Problem requirements>
Pick out the lines below that contain the string "screenshot" and copy them all.

Data records
* * * * *

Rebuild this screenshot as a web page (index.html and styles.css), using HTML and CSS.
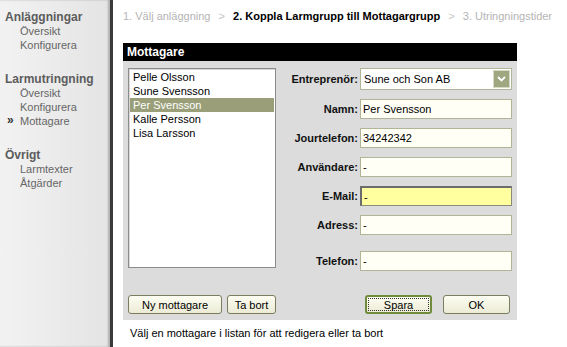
FILE: index.html
```html
<!DOCTYPE html>
<html lang="sv">
<head>
    <meta charset="UTF-8">
    <title>Mottagare</title>
    <link rel="stylesheet" href="styles.css">
</head>
<body>
    <div class="sidebar">
        <div class="nav-group">
            <div class="nav-head">Anläggningar</div>
            <a class="nav-item">Översikt</a>
            <a class="nav-item">Konfigurera</a>
        </div>
        <div class="nav-group">
            <div class="nav-head">Larmutringning</div>
            <a class="nav-item">Översikt</a>
            <a class="nav-item">Konfigurera</a>
            <a class="nav-item active"><span class="marker">&raquo;</span>Mottagare</a>
        </div>
        <div class="nav-group">
            <div class="nav-head">Övrigt</div>
            <a class="nav-item">Larmtexter</a>
            <a class="nav-item">Åtgärder</a>
        </div>
    </div>

    <div class="main">
        <div class="steps">
            <span class="step">1. Välj anläggning</span>
            <span class="sep">&gt;</span>
            <span class="step current">2. Koppla Larmgrupp till Mottagargrupp</span>
            <span class="sep">&gt;</span>
            <span class="step">3. Utringningstider</span>
        </div>

        <div class="panel">
            <div class="panel-title">Mottagare</div>
            <div class="panel-body">
                <div class="top-row">
                    <ul class="listbox">
                        <li>Pelle Olsson</li>
                        <li>Sune Svensson</li>
                        <li class="selected">Per Svensson</li>
                        <li>Kalle Persson</li>
                        <li>Lisa Larsson</li>
                    </ul>

                    <div class="form">
                        <label>Entreprenör:</label>
                        <div class="select">
                            <span>Sune och Son AB</span>
                            <span class="select-btn">
                                <svg width="9" height="6" viewBox="0 0 9 6"><path d="M1 1 L4.5 4.5 L8 1" fill="none" stroke="#fff" stroke-width="1.8"/></svg>
                            </span>
                        </div>

                        <label>Namn:</label>
                        <input type="text" value="Per Svensson">

                        <label>Jourtelefon:</label>
                        <input type="text" value="34242342">

                        <label>Användare:</label>
                        <input type="text" value="-">

                        <label>E-Mail:</label>
                        <input type="text" class="focused" value="-">

                        <label>Adress:</label>
                        <input type="text" value="-">

                        <label class="spaced">Telefon:</label>
                        <input type="text" class="spaced" value="-">
                    </div>
                </div>

                <div class="btn-row">
                    <div class="btn-group">
                        <button class="btn wide">Ny mottagare</button>
                        <button class="btn">Ta bort</button>
                    </div>
                    <div class="btn-group right">
                        <button class="btn default"><span class="focus">Spara</span></button>
                        <button class="btn">OK</button>
                    </div>
                </div>
            </div>
        </div>

        <div class="hint">Välj en mottagare i listan för att redigera eller ta bort</div>
    </div>
</body>
</html>
```

FILE: styles.css
```css
body {
    margin: 0;
    font-family: "Liberation Sans", Arial, sans-serif;
    font-size: 11px;
    background-color: #fff;
    display: flex;
    height: 100vh;
    overflow: hidden;
}

/* left menu */
.sidebar {
    width: 110px;
    padding-top: 10px;
    background: linear-gradient(to right, #f2f2f2, #e4e4e4);
    border-right: 3px solid #3a3a3a;
    box-shadow: inset -2px 0 2px #b0b0b0;
    box-sizing: content-box;
}

.nav-group {
    margin-bottom: 20px;
}

.nav-head {
    font-size: 12px;
    font-weight: bold;
    color: #5c5c5c;
    line-height: 14px;
    padding-left: 5px;
}

.nav-item {
    display: block;
    color: #666;
    line-height: 14px;
    padding-left: 20px;
    position: relative;
}

.nav-item .marker {
    position: absolute;
    left: 7px;
    top: -1px;
    font-weight: bold;
    font-size: 12px;
    color: #333;
}

/* main area */
.main {
    padding-left: 10px;
}

.steps {
    padding-top: 9px;
    line-height: 14px;
    height: 14px;
    white-space: nowrap;
    color: #b4b4b4;
}

.steps .sep {
    margin: 0 5px;
    color: #c4c4c4;
}

.steps .current {
    color: #000;
    font-weight: bold;
}

.panel {
    width: 394px;
    margin-top: 20px;
}

.panel-title {
    background-color: #000;
    color: #fff;
    font-weight: bold;
    font-size: 12px;
    height: 18px;
    line-height: 18px;
    padding-left: 4px;
}

.panel-body {
    background-color: #dcdcdc;
    height: 259px;
    padding: 7px 5px 0 5px;
    box-sizing: border-box;
}

.top-row {
    display: flex;
    justify-content: space-between;
}

.listbox {
    list-style: none;
    margin: 0;
    padding: 1px;
    width: 148px;
    height: 200px;
    box-sizing: border-box;
    background-color: #fff;
    border: 1px solid #8c8c8c;
    box-shadow: inset 1px 1px 0 #d8d8d8;
}

.listbox li {
    line-height: 14px;
    padding-left: 3px;
    color: #000;
}

.listbox li.selected {
    background-color: #9a9f79;
    color: #fff;
}

.form {
    display: grid;
    grid-template-columns: 80px 152px;
    column-gap: 2px;
    row-gap: 9px;
}

.form label {
    font-weight: bold;
    text-align: right;
    align-self: center;
    color: #111;
}

.form input,
.select {
    height: 20px;
    box-sizing: border-box;
    border: 1px solid #b1b597;
    background-color: #fffff6;
    font-family: inherit;
    font-size: 11px;
    padding: 0 2px;
    margin: 0;
    color: #000;
}

.form input.focused {
    background-color: #ffffa0;
    border-color: #8a8a7a;
    border-top: 2px solid #6c6c6c;
    border-left: 2px solid #6c6c6c;
}

.form .spaced {
    margin-top: 7px;
}

.select {
    height: 22px;
    display: flex;
    align-items: center;
    justify-content: space-between;
    background-color: #fff;
    padding: 0 1px 0 3px;
}

.select-btn {
    width: 15px;
    height: 16px;
    background-color: #9ea780;
    border: 1px solid #d4d8c4;
    display: flex;
    align-items: center;
    justify-content: center;
}

.btn-row {
    display: flex;
    justify-content: space-between;
    margin-top: 24px;
    padding-right: 2px;
}

.btn-group {
    display: flex;
    gap: 5px;
}

.btn-group.right {
    gap: 11px;
}

.btn {
    font-family: inherit;
    font-size: 11px;
    height: 19px;
    width: 49px;
    padding: 0;
    color: #000;
    background: linear-gradient(#fdfdf2, #ebebd6);
    border: 1px solid #7c7c60;
    border-radius: 3px;
    cursor: pointer;
}

.btn.wide {
    width: 94px;
}

.btn-group.right .btn {
    width: 67px;
}

.btn.default {
    border: 2px solid #6f8c3c;
    padding: 1px;
}

.btn .focus {
    display: block;
    height: 100%;
    line-height: 13px;
    border: 1px dotted #333;
    box-sizing: border-box;
}

.hint {
    margin-top: 6px;
    padding-left: 7px;
    line-height: 14px;
    color: #000;
}
```
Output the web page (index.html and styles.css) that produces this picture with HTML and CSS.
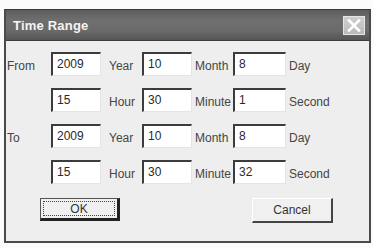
FILE: index.html
```html
<!DOCTYPE html>
<html>
<head>
<meta charset="utf-8">
<link rel="stylesheet" href="styles.css">
</head>
<body>
<div class="dialog">
  <div class="titlebar">
    <span class="title">Time Range</span>
    <span class="close"><svg width="14" height="13" viewBox="0 0 14 13"><path d="M2 1.5 L12 11.5 M12 1.5 L2 11.5" stroke="#fff" stroke-width="2.6" stroke-linecap="square"/></svg></span>
  </div>
  <div class="body">
    <div class="form">
      <span class="lbl lead">From</span>
      <span class="field">2009</span>
      <span class="lbl wide">Year</span>
      <span class="field">10</span>
      <span class="lbl">Month</span>
      <span class="field">8</span>
      <span class="lbl">Day</span>

      <span class="lbl lead"></span>
      <span class="field">15</span>
      <span class="lbl wide">Hour</span>
      <span class="field">30</span>
      <span class="lbl">Minute</span>
      <span class="field">1</span>
      <span class="lbl">Second</span>

      <span class="lbl lead">To</span>
      <span class="field">2009</span>
      <span class="lbl wide">Year</span>
      <span class="field">10</span>
      <span class="lbl">Month</span>
      <span class="field">8</span>
      <span class="lbl">Day</span>

      <span class="lbl lead"></span>
      <span class="field">15</span>
      <span class="lbl wide">Hour</span>
      <span class="field">30</span>
      <span class="lbl">Minute</span>
      <span class="field">32</span>
      <span class="lbl">Second</span>
    </div>
    <div class="buttons">
      <button class="btn ok"><span class="focus">OK</span></button>
      <button class="btn cancel">Cancel</button>
    </div>
  </div>
</div>
</body>
</html>
```
FILE: styles.css
```css
html, body {
  margin: 0;
  padding: 0;
  background: #fbfbfb;
}
body {
  font-family: "Liberation Sans", Arial, sans-serif;
  font-size: 12px;
  color: #3a3a3a;
}
.dialog {
  margin: 9px 2px 0 4px;
  width: 367px;
  height: 234px;
  box-sizing: border-box;
  display: flex;
  flex-direction: column;
  background: #eeeeee;
  border: 2px solid #4a4a4a;
  border-top: 1px solid #3a3a3a;
}
.titlebar {
  height: 30px;
  display: flex;
  align-items: center;
  justify-content: space-between;
  padding: 0 4px 0 7px;
  background: linear-gradient(#5c5c5c, #6f6f6f 35%, #6a6a6a 70%, #555 100%);
  border-bottom: 1px solid #3e3e3e;
}
.title {
  color: #f4f4f4;
  font-size: 13px;
  font-weight: bold;
  letter-spacing: 0.2px;
}
.close {
  width: 22px;
  height: 19px;
  box-sizing: border-box;
  display: flex;
  align-items: center;
  justify-content: center;
  background: linear-gradient(#cfcfcf, #b9b9b9);
  border: 1px solid #e6e6e6;
}
.body {
  flex: 1;
  padding: 11px 0 0 0;
}
.form {
  display: grid;
  grid-template-columns: 45px 50px 41px 50px 41px 53px auto;
  grid-auto-rows: 24px;
  row-gap: 12px;
}
.lbl {
  display: flex;
  align-items: center;
  padding: 3px 0 0 3px;
  color: #454545;
}
.lbl.lead {
  padding-left: 1px;
}
.lbl.wide {
  padding-left: 8px;
}
.field {
  background: #fff;
  box-sizing: border-box;
  border-top: 2px solid #3c3c3c;
  border-left: 2px solid #3c3c3c;
  border-right: 1px solid #e4e4e4;
  border-bottom: 1px solid #e4e4e4;
  padding: 3px 0 0 4px;
  color: #2a2a2a;
  font-size: 12px;
}
.buttons {
  display: flex;
  justify-content: space-between;
  align-items: flex-start;
  margin-top: 14px;
  padding: 0 36px 0 34px;
}
.btn {
  font-family: "Liberation Sans", Arial, sans-serif;
  font-size: 12px;
  color: #333;
  background: #f0f0f0;
  padding: 0;
  box-sizing: border-box;
}
.ok {
  width: 80px;
  height: 23px;
  border: 1px solid #555;
  border-right: 3px solid #222;
  border-bottom: 3px solid #222;
  padding: 2px;
}
.ok .focus {
  display: flex;
  align-items: center;
  justify-content: center;
  height: 100%;
  border: 1px dotted #444;
  box-sizing: border-box;
}
.cancel {
  width: 81px;
  height: 25px;
  border: 1px solid #fff;
  border-right: 2px solid #444;
  border-bottom: 2px solid #444;
}
```
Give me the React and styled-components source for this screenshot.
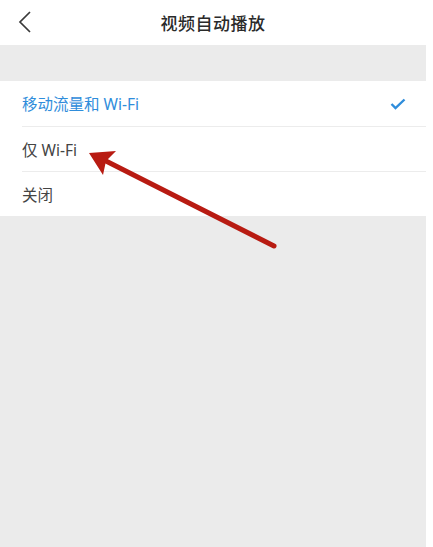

* * * * *

Written answer>
Rebuild this screenshot as a web page (index.html and styles.css), using HTML and CSS.
Give me the React and styled-components source for this screenshot.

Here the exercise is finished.